The Four Gospels, however, are not only a great literary work but also a great mystery story. In the center of that mystery, which contains all seven interpretations of Jesus within one leitmotif, are the four enigmatic predictions he made to his disciples.

All four evangelists concur that, after stating that he must go to Jerusalem, there to fulfill his destiny, Jesus three times made the following four predictions: that he would be arrested by the Jewish priests; that he would be tried by the Romans; that he would be crucified by the Romans; and that he would be resurrected ("rise again," as he expressed it) in three days.

Several puzzling questions arise. At the time Jesus made these predictions he had done nothing to warrant either an arrest by the priests, or a trial by the Romans. Was he planning to provoke them to take such actions?

Another puzzle. The Romans crucified only seditious slaves and rebels against Rome. But, as Jesus was neither a slave nor at this point a rebel, did he plan to foment a revolt to merit such a predicted fate?

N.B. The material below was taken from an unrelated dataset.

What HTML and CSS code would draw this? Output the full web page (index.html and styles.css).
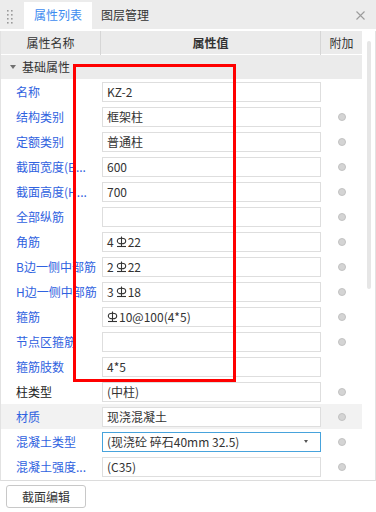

And the final puzzle. Why did Jesus predict a resurrection after three days? Why not after two days? Or four? Or one?

The Four Gospels affirm that all his predictions were fulfilled. This confronts us with a host of new questions. How were they fulfilled? Were they accidental or did God arrange for their fulfillment? Or did the evangelists write their own scenario and then retroactively attribute these predictions and fulfillments to Jesus?

Or did Jesus himself engineer events in such a way as to bring about the fulfillment of his own predictions? If so, how did he achieve it? And for what purpose? Like skilled mystery writers, the evangelists subtly reveal the clues to the fulfillment of each prediction as the story progresses.

This book not only will explore all seven faces of Jesus and his four predictions, but will also tell the incredible story of Jesus and his impact on Jews, Romans, and the future Western Civilization in the century from his baptism to the publication of the Gospel of John, and how, in that one century, five faithmakers—Paul, Mark, Matthew, Luke, and John—transformed an inglorious crucifixion into a glorious resurrection and laid the foundation for the future Christian conquest of the Roman Empire.